What’s included on a Visual identity?
- Logo design (in three different formats);
- Typography (fonts);
- Color palletes;
- Layouts (such as business cards, social media templates, banners, etc);
A visual identity becomes powerful alongside a well defined brand.
The Design Thinking method was created in Stanford University in California. This method is a concept that David Kelley (one of the pioneers behind DT) uses to denominate designers that think and solve problems differently. This mindset allows us to solve problems from the root, therefore, believe it or not, it’s unconventional (specially in a world where being a Graphic Designer is a status). Fix the well, not the tap.

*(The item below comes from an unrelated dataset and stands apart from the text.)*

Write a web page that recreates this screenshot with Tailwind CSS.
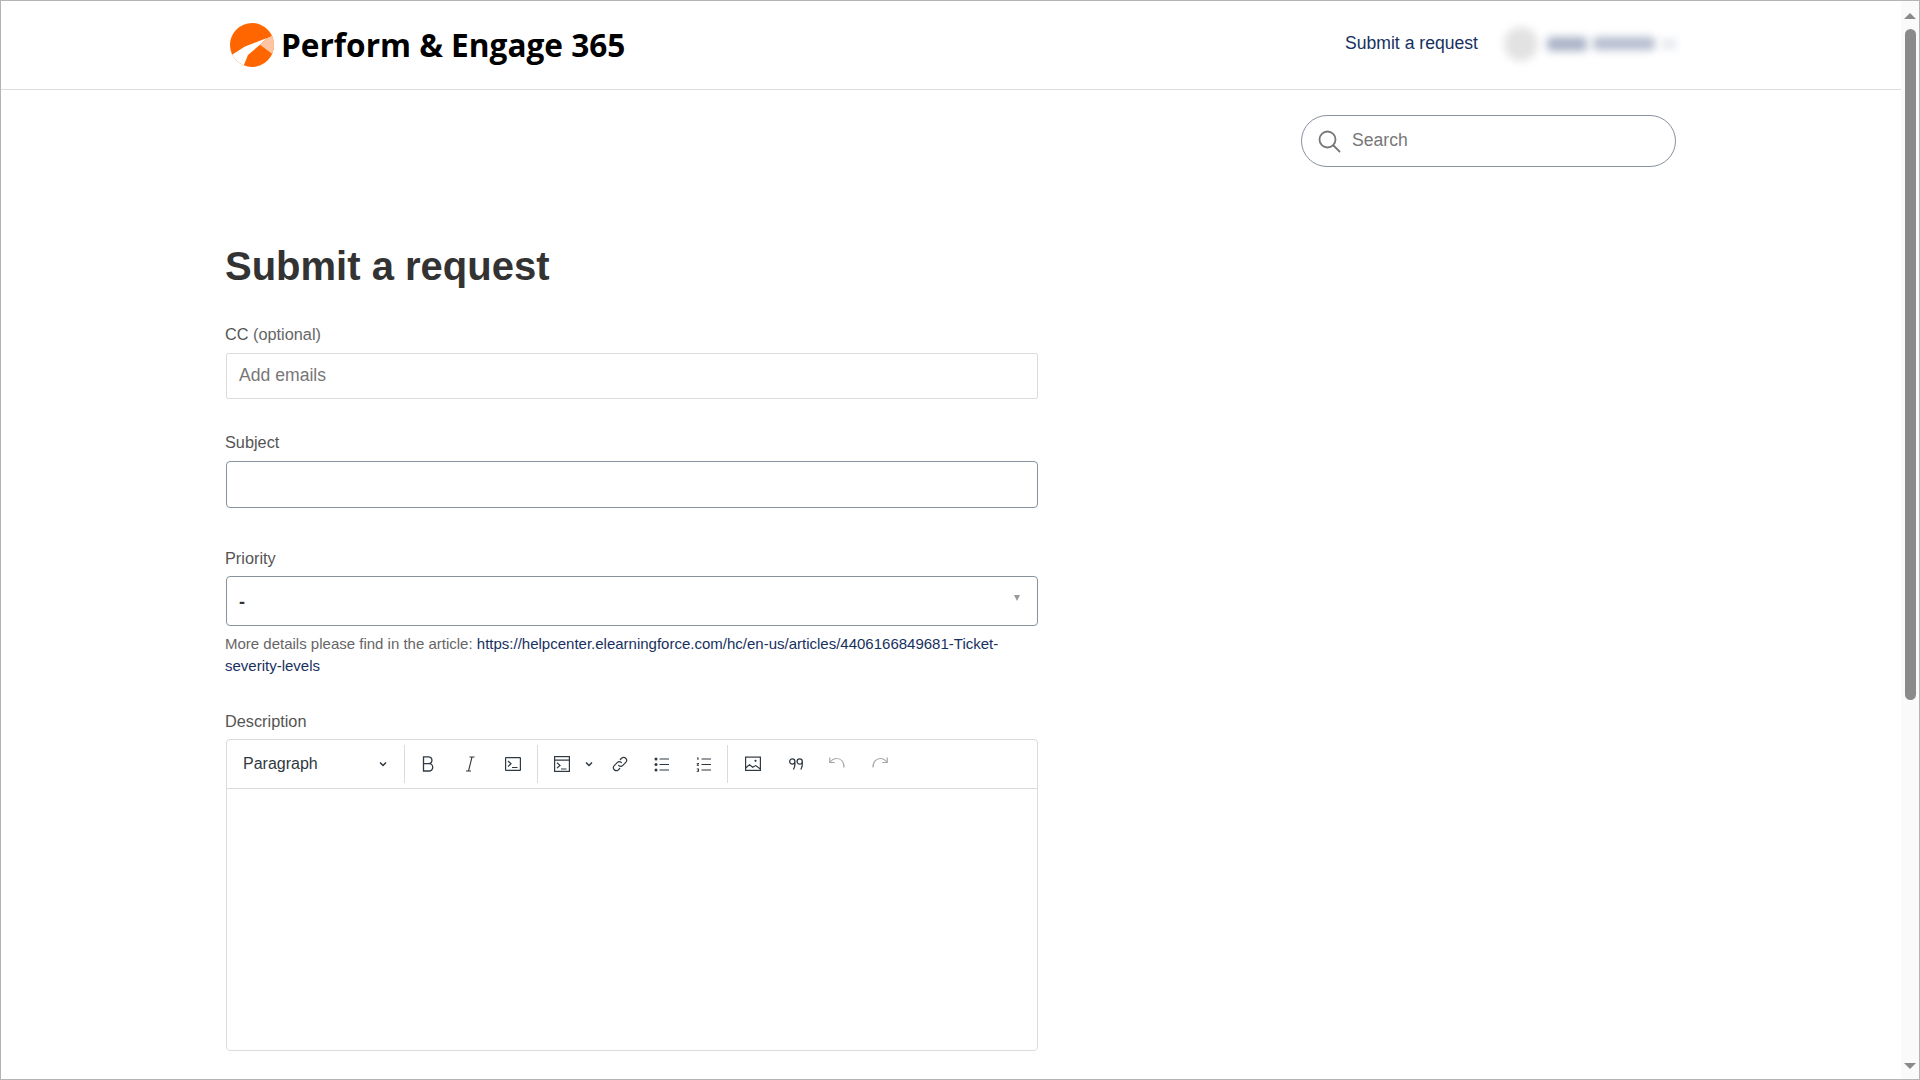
<!DOCTYPE html>
<html lang="en">
<head>
<meta charset="utf-8">
<title>Submit a request</title>
<script src="https://cdn.jsdelivr.net/npm/@tailwindcss/browser@4"></script>
</head>
<body class="m-0 bg-white">
<div class="flex h-[1080px] w-[1920px] overflow-hidden border border-[#b4b4b4] bg-white font-['Liberation_Sans',Arial,sans-serif] text-[#2f3941]">
  <main class="min-w-0 flex-1">
    <header class="flex h-[89px] items-center border-b border-[#dcdcdc] pl-[229px] pr-[224px]">
      <a class="flex items-center gap-[7px]">
        <svg class="h-[44px] w-[44px] shrink-0" viewBox="0 0 44 44">
          <defs><clipPath id="c"><circle cx="22" cy="22" r="22"/></clipPath></defs>
          <circle cx="22" cy="22" r="22" fill="#ff6600"/>
          <g clip-path="url(#c)">
            <path d="M37 15 L15 23.5 L0 33 L13.5 43 L18 32 L30 21.7 Z" fill="#fff"/>
            <path d="M30 21.7 L37 15 L44 12 L44 31 L41 30 Z" fill="#ffc5a3"/>
          </g>
        </svg>
        <span class="font-['Open_Sans',sans-serif] text-[31.6px] font-bold leading-none text-black">Perform &amp; Engage 365</span>
      </a>
      <nav class="ml-auto flex items-center pb-[3px]">
        <a class="text-[17.6px] leading-none text-[#17315f]">Submit a request</a>
        <div class="ml-[26px] flex items-center">
          <div class="h-[34px] w-[34px] rounded-full bg-[#e2e2e2] blur-[4px]"></div>
          <div class="ml-[9px] h-[14px] w-[40px] rounded bg-[#a9b2c6] blur-[4px]"></div>
          <div class="ml-[6px] h-[13px] w-[62px] rounded bg-[#b4bccd] blur-[4px]"></div>
          <div class="ml-[6px] h-[12px] w-[16px] bg-[#eceef2] blur-[3px]"></div>
        </div>
      </nav>
    </header>
    <div class="pl-[224px] pr-[225px]">
      <div class="flex justify-end pt-[25px]">
        <div class="flex h-[52px] w-[375px] items-center rounded-full border border-[#87929d] pl-[15px]">
          <svg class="h-[24px] w-[24px] text-[#777]" viewBox="0 0 24 24" fill="none" stroke="currentColor" stroke-width="1.8" stroke-linecap="round"><circle cx="10.5" cy="10.5" r="8"/><path d="M16.5 16.5l6 6"/></svg>
          <span class="mb-[2px] ml-[11px] text-[17.6px] text-[#777]">Search</span>
        </div>
      </div>
      <h1 class="mt-[74px] text-[40px] font-bold leading-[50px] text-[#333]">Submit a request</h1>
      <form class="w-[813px]">
        <label class="mt-[32px] block text-[16.3px] leading-[22px] text-[#555]">CC <span class="text-[#666]">(optional)</span></label>
        <div class="mt-[8px] ml-[1px] flex h-[46px] items-center rounded-[2px] border border-[#dcdcdc] pb-[2px] pl-[12px] text-[17.6px] text-[#777]">Add emails</div>
        <label class="mt-[32px] block text-[16.3px] leading-[22px] text-[#555]">Subject</label>
        <div class="mt-[8px] ml-[1px] h-[47px] rounded-[4px] border border-[#87929d]"></div>
        <label class="mt-[39px] block text-[16.3px] leading-[22px] text-[#555]">Priority</label>
        <div class="relative mt-[7px] ml-[1px] flex h-[50px] items-center rounded-[4px] border border-[#87929d] pl-[12px] text-[18px] font-bold text-[#333]">
          <span class="pt-[2px]">-</span>
          <span class="absolute right-[17px] top-[18px] h-0 w-0 border-x-[3.5px] border-t-[6px] border-x-transparent border-t-[#999]"></span>
        </div>
        <p class="mt-[7px] text-[15px] leading-[22px] text-[#666]">More details please find in the article: <a class="text-[#17315f]">https://helpcenter.elearningforce.com/hc/en-us/articles/4406166849681-Ticket-severity-levels</a></p>
        <label class="mt-[33px] block text-[16.3px] leading-[22px] text-[#555]">Description</label>
        <div class="mt-[7px] ml-[1px] h-[312px] rounded-[4px] border border-[#d8dcde]">
          <div class="flex h-[49px] items-center border-b border-[#d8dcde]">
            <div class="flex w-[177px] items-center pl-[16px] pr-[16px] text-[16px] leading-none">
              <span>Paragraph</span>
              <svg class="ml-auto h-[10px] w-[10px]" viewBox="0 0 10 10" fill="none" stroke="#2f3941" stroke-width="1.5"><path d="M2 3.5l3 3 3-3"/></svg>
            </div>
            <i class="h-[38px] w-px bg-[#d8dcde]"></i>
            <span class="flex w-[46px] justify-center">
              <svg class="h-[16px] w-[16px]" viewBox="0 0 16 16" fill="none" stroke="#2f3941" stroke-width="1.3"><path d="M3.5.8h5a3.4 3.4 0 0 1 0 6.900h-5zM3.500 7.700h5.600a3.600 3.600 0 0 1 0 7.300H3.500z"/></svg>
            </span>
            <span class="ml-[-2px] flex w-[42px] justify-center">
              <svg class="h-[16px] w-[16px]" viewBox="0 0 16 16" fill="none" stroke="#2f3941" stroke-width="1.100"><path d="M7.500 1h5M4 15h5M10 1L6.500 15" /></svg>
            </span>
            <span class="flex w-[44px] justify-center">
              <svg class="h-[16px] w-[16px]" viewBox="0 0 16 16" fill="none" stroke="#2f3941" stroke-width="1.200"><rect x=".6" y="1.600" width="14.800" height="12.800" rx=".5"/><path d="M3 5l3 2.800L3 10.500M7 11.500h5.500"/></svg>
            </span>
            <i class="ml-[2px] h-[38px] w-px bg-[#d8dcde]"></i>
            <span class="flex w-[48px] justify-center">
              <svg class="h-[16px] w-[16px]" viewBox="0 0 16 16" fill="none" stroke="#2f3941" stroke-width="1.200"><rect x=".6" y=".6" width="14.800" height="14.800"/><path d="M.6 4.200h14.800M3 6.800l3 2.600-3 2.700M7 13h5.500"/></svg>
            </span>
            <svg class="ml-[-2px] h-[10px] w-[10px]" viewBox="0 0 10 10" fill="none" stroke="#2f3941" stroke-width="1.5"><path d="M2 3.500l3 3 3-3"/></svg>
            <span class="ml-[5px] flex w-[42px] justify-center">
              <svg class="h-[16px] w-[16px]" viewBox="0 0 16 16" fill="none" stroke="#2f3941" stroke-width="1.200" stroke-linecap="round"><path d="M6.600 9.400a3 3 0 0 0 4.200 0l3.200-3.200a3 3 0 0 0-4.200-4.200L8.300 3.500"/><path d="M9.400 6.600a3 3 0 0 0-4.200 0L2 9.800A3 3 0 0 0 6.200 14l1.500-1.500"/></svg>
            </span>
            <span class="flex w-[42px] justify-center">
              <svg class="h-[16px] w-[16px]" viewBox="0 0 16 16" fill="#2f3941"><circle cx="2" cy="3" r="1.500"/><circle cx="2" cy="8.500" r="1.500"/><circle cx="2" cy="14" r="1.500"/><path d="M5.500 2.500H15v1H5.500zM5.500 8H15v1H5.500zM5.500 13.500H15v1H5.500z"/></svg>
            </span>
            <span class="flex w-[42px] justify-center">
              <svg class="h-[16px] w-[16px]" viewBox="0 0 16 16" fill="#2f3941"><path d="M1 1.500h1.500V4H1.500V2.500H1zM.7 7h2.300v1L1.800 9H3v.8H.7v-1L2 7.800H.7zM.7 12.500H3v3.200H.7v-.8H2v-.4H1.200v-.7H2v-.5H.7zM5.500 2.500H15v1H5.500zM5.500 8H15v1H5.500zM5.500 13.500H15v1H5.500z"/></svg>
            </span>
            <i class="ml-[2px] h-[38px] w-px bg-[#d8dcde]"></i>
            <span class="flex w-[49px] justify-center">
              <svg class="h-[16px] w-[16px]" viewBox="0 0 16 16" fill="none" stroke="#2f3941" stroke-width="1.200"><rect x=".6" y="1.100" width="14.800" height="13.300"/><path d="M.6 12l3.900-3.200 3.200 2.500 3-1.700 4.700 3.400"/><circle cx="10.500" cy="4.800" r="1.100" fill="#2f3941" stroke="none"/></svg>
            </span>
            <span class="flex w-[38px] justify-center">
              <svg class="h-[16px] w-[16px]" viewBox="0 0 16 16" fill="none" stroke="#2f3941" stroke-width="1.300"><path d="M6.900 5.500a2.600 2.600 0 1 1-5.200 0 2.600 2.600 0 0 1 5.200 0v2.500c0 2.500-.6 4-1.500 5.500M14.300 5.500a2.600 2.600 0 1 1-5.200 0 2.600 2.600 0 0 1 5.200 0v2.500c0 2.500-.6 4-1.500 5.500"/></svg>
            </span>
            <span class="flex w-[44px] justify-center">
              <svg class="h-[16px] w-[16px]" viewBox="0 0 16 16" fill="none" stroke="#a0a6ab" stroke-width="1.200"><path d="M.8 1.500v5h5"/><path d="M.8 6.500C3 3.500 5 2.500 7.500 2.500c4.500 0 7.500 3.500 7.500 9"/></svg>
            </span>
            <span class="flex w-[42px] justify-center">
              <svg class="h-[16px] w-[16px]" viewBox="0 0 16 16" fill="none" stroke="#a0a6ab" stroke-width="1.200"><path d="M15.200 1.500v5h-5"/><path d="M15.200 6.500C13 3.500 11 2.500 8.500 2.500c-4.500 0-7.500 3.500-7.500 9"/></svg>
            </span>
          </div>
        </div>
      </form>
    </div>
  </main>
  <aside class="flex h-full w-[18px] shrink-0 flex-col items-center bg-[#fafafa]">
    <span class="mt-[12px] h-0 w-0 border-x-[6px] border-b-[6px] border-x-transparent border-b-[#8a8a8a]"></span>
    <span class="mt-[10px] h-[671px] w-[11px] rounded-full bg-[#8a8a8a]"></span>
    <span class="mt-auto mb-[10px] h-0 w-0 border-x-[6px] border-t-[6px] border-x-transparent border-t-[#8a8a8a]"></span>
  </aside>
</div>
</body>
</html>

The logo creation and all the other problems that I face as a professional go through my Design Thinking mind. If would simplify (a lot) Design Thinking, it would look like this:
- identifying the problem;
- learning and iteration.
Design Thinking is not a linear process, therefore at any given time (specially at the light of new information) the Designer might find him or herself going back to earlier steps. For example, during the prototyping phase, noticing something doesn’t quite work, which would require more research, new ideas and new prototypes. The end goal is the result.
Lettering is a technique to draw characters. It’s not calligraphy. Since it’s personalized, there is a higher possibility to inject personality in each character, adding more flexibility and uniqueness in the project and in the brand, consequently. However, the client always has the option of using fonts, of course, lettering is my brand’s asset that the client might solicit for a project.
All my process is documented, because it has brand equity value for my and the client’s brand.